# Distribution of T-Scores

March 2, 2013
By

(This article was first published on Statistical Research » R, and kindly contributed to R-bloggers)

Like most of my post these code snippets derive from various other projects.  In this example it shows a simulation of how one can determine if a set of t statistics are distributed properly.  This can be useful when sampling known populations (e.g. U.S. census or hospital populations) or populations that will soon be known (e.g. pre-election, exit polling).  This is a simple example but the concept can be expanded upon to include varying sample sizes and varying known mean values.  When collecting data in real life the nsim value will likely be only a handful of random samples rather than a million.  In this example a fixed constant sample size of 50 is used.

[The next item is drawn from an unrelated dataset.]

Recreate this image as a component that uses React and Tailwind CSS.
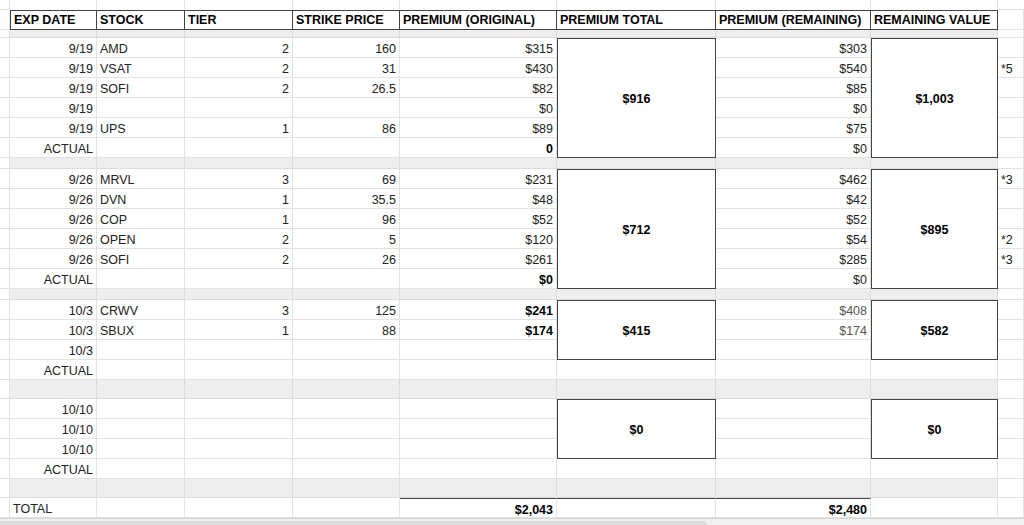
import React from "react";

// one block per expiry date; span = how many rows the total boxes cover
const groups = [
  {
    span: 6,
    total: "$916",
    remaining: "$1,003",
    rows: [
      ["9/19", "AMD", "2", "160", "$315", "$303", ""],
      ["9/19", "VSAT", "2", "31", "$430", "$540", "*5"],
      ["9/19", "SOFI", "2", "26.5", "$82", "$85", ""],
      ["9/19", "", "", "", "$0", "$0", ""],
      ["9/19", "UPS", "1", "86", "$89", "$75", ""],
      ["ACTUAL", "", "", "", { t: "0", bold: true }, "$0", ""],
    ],
  },
  {
    span: 6,
    total: "$712",
    remaining: "$895",
    rows: [
      ["9/26", "MRVL", "3", "69", "$231", "$462", "*3"],
      ["9/26", "DVN", "1", "35.5", "$48", "$42", ""],
      ["9/26", "COP", "1", "96", "$52", "$52", ""],
      ["9/26", "OPEN", "2", "5", "$120", "$54", "*2"],
      ["9/26", "SOFI", "2", "26", "$261", "$285", "*3"],
      ["ACTUAL", "", "", "", { t: "$0", bold: true }, "$0", ""],
    ],
  },
  {
    span: 3,
    total: "$415",
    remaining: "$582",
    rows: [
      ["10/3", "CRWV", "3", "125", { t: "$241", bold: true }, { t: "$408", light: true }, ""],
      ["10/3", "SBUX", "1", "88", { t: "$174", bold: true }, { t: "$174", light: true }, ""],
      ["10/3", "", "", "", "", "", ""],
      ["ACTUAL", "", "", "", "", "", ""],
    ],
  },
  {
    span: 3,
    total: "$0",
    remaining: "$0",
    rows: [
      ["10/10", "", "", "", "", "", ""],
      ["10/10", "", "", "", "", "", ""],
      ["10/10", "", "", "", "", "", ""],
      ["ACTUAL", "", "", "", "", "", ""],
    ],
  },
];

const headers = ["EXP DATE", "STOCK", "TIER", "STRIKE PRICE", "PREMIUM (ORIGINAL)", "PREMIUM TOTAL", "PREMIUM (REMAINING)", "REMAINING VALUE"];

function Cell({ v, left, className = "" }) {
  let text = v
  let extra = ""
  if (v && typeof v === "object") {
    text = v.t
    if (v.bold) extra += " font-bold text-black"
    if (v.light) extra += " text-[#555]"
  }
  return (
    <div className={`flex items-center overflow-hidden whitespace-nowrap border-r border-b border-[#e2e2e2] px-[3px] pt-[4px] ${left ? "justify-start" : "justify-end"}${extra} ${className}`}>
      {text}
    </div>
  )
}

function Box({ span, children }) {
  return (
    <div className={`${span === 6 ? "row-span-6" : "row-span-3"} flex items-center justify-center border border-[#444] bg-white pt-[2px] font-bold text-black`}>
      {children}
    </div>
  )
}

function Band() {
  return (
    <>
      <Cell v="" />
      {[1, 2, 3, 4, 5, 6, 7, 8].map((i) => (
        <div key={i} className="border-r border-b border-[#dcdcdc] bg-[#eeeeee]"></div>
      ))}
      <Cell v="" />
    </>
  )
}

export default function App() {
  let cells = []

  // top blank row
  cells.push(<div key="t0" className="border-r border-b border-[#e2e2e2]"></div>)
  for (let i = 1; i <= 8; i++) cells.push(<div key={"t" + i} className="border-r border-[#e2e2e2]"></div>)
  cells.push(<div key="t9" className="border-b border-[#e2e2e2]"></div>)

  // header row
  cells.push(<div key="h0" className="border-r border-b border-[#e2e2e2]"></div>)
  headers.forEach((h, i) => {
    cells.push(
      <div key={"h" + (i + 1)} className={`flex items-center whitespace-nowrap border-t border-b border-r border-[#444] px-[3px] font-bold text-black ${i === 0 ? "border-l" : ""}`}>
        {h}
      </div>
    )
  })
  cells.push(<div key="h9" className="border-r border-b border-[#e2e2e2]"></div>)

  groups.forEach((g, gi) => {
    cells.push(<Band key={"b" + gi} />)
    g.rows.forEach((r, ri) => {
      const k = `g${gi}r${ri}`
      cells.push(<Cell key={k + "c0"} v="" />)
      cells.push(<Cell key={k + "c1"} v={r[0]} />)
      cells.push(<Cell key={k + "c2"} v={r[1]} left />)
      cells.push(<Cell key={k + "c3"} v={r[2]} />)
      cells.push(<Cell key={k + "c4"} v={r[3]} />)
      cells.push(<Cell key={k + "c5"} v={r[4]} />)
      if (ri === 0) cells.push(<Box key={k + "c6"} span={g.span}>{g.total}</Box>)
      else if (ri >= g.span) cells.push(<Cell key={k + "c6"} v="" />)
      cells.push(<Cell key={k + "c7"} v={r[5]} />)
      if (ri === 0) cells.push(<Box key={k + "c8"} span={g.span}>{g.remaining}</Box>)
      else if (ri >= g.span) cells.push(<Cell key={k + "c8"} v="" />)
      cells.push(<Cell key={k + "c9"} v={r[6]} left />)
    })
  })

  cells.push(<Band key="blast" />)

  // total row
  cells.push(<Cell key="tot0" v="" />)
  cells.push(<Cell key="tot1" v="TOTAL" left />)
  cells.push(<Cell key="tot2" v="" />)
  cells.push(<Cell key="tot3" v="" />)
  cells.push(<Cell key="tot4" v="" />)
  cells.push(<Cell key="tot5" v={{ t: "$2,043", bold: true }} className="border-t border-t-[#444]" />)
  cells.push(<Cell key="tot6" v="" className="border-t border-t-[#444]" />)
  cells.push(<Cell key="tot7" v={{ t: "$2,480", bold: true }} className="border-t border-t-[#444]" />)
  cells.push(<Cell key="tot8" v="" />)
  cells.push(<Cell key="tot9" v="" />)

  return (
    <div className="w-[1024px] h-[525px] overflow-hidden bg-white font-['Liberation_Sans',Arial,sans-serif] text-[12.5px] text-[#222]">
      <div className="grid grid-cols-[10px_87px_88px_108px_107px_157px_159px_155px_127px_1fr] grid-rows-[10px_20px_8px_20px_20px_20px_20px_20px_20px_11px_20px_20px_20px_20px_20px_20px_11px_20px_20px_20px_20px_19px_20px_20px_20px_20px_19px_20px]">
        {cells}
      </div>
      <div className="h-[7px] border-t border-[#d6d6d6] bg-[#f1f1f1] pt-[2px]">
        <div className="h-full w-[707px] rounded-tr-[4px] bg-[#dcdcdc]"></div>
      </div>
    </div>
  )
}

If you’re collecting data and you begin to see that your distribution of t scores begins to deviate from the known distribution then it might be time to tweak some of the algorithms.


set.seed(1234)
nsims <- 1000000
n <- 50
x <- replicate(nsims, rexp(n, 5))

x.sd <- apply(x, 2, sd)
x.mean <- apply(x, 2, mean)

x.t <- (x.mean - 0)/(x.sd/sqrt(nrow(x)))

qqnorm(x.t) # follows a normal distribution

(x.grand.mean <- mean(x.t)) # ~0
median(x.t) # ~0
var(x.t) # v/(v-2)
skewness(x.t) # ~0

library(e1071)
kurtosis(x.t, type=1)

theta <- seq(-4,4, by=.01)
p <- dt(theta, n)
p <- p/max(p)
d <- density(x.t)
plot(d)

plot(theta, p, type = "l", ylab = "Density", lty = 2, lwd = 3)
abline(v=x.grand.mean, col="red")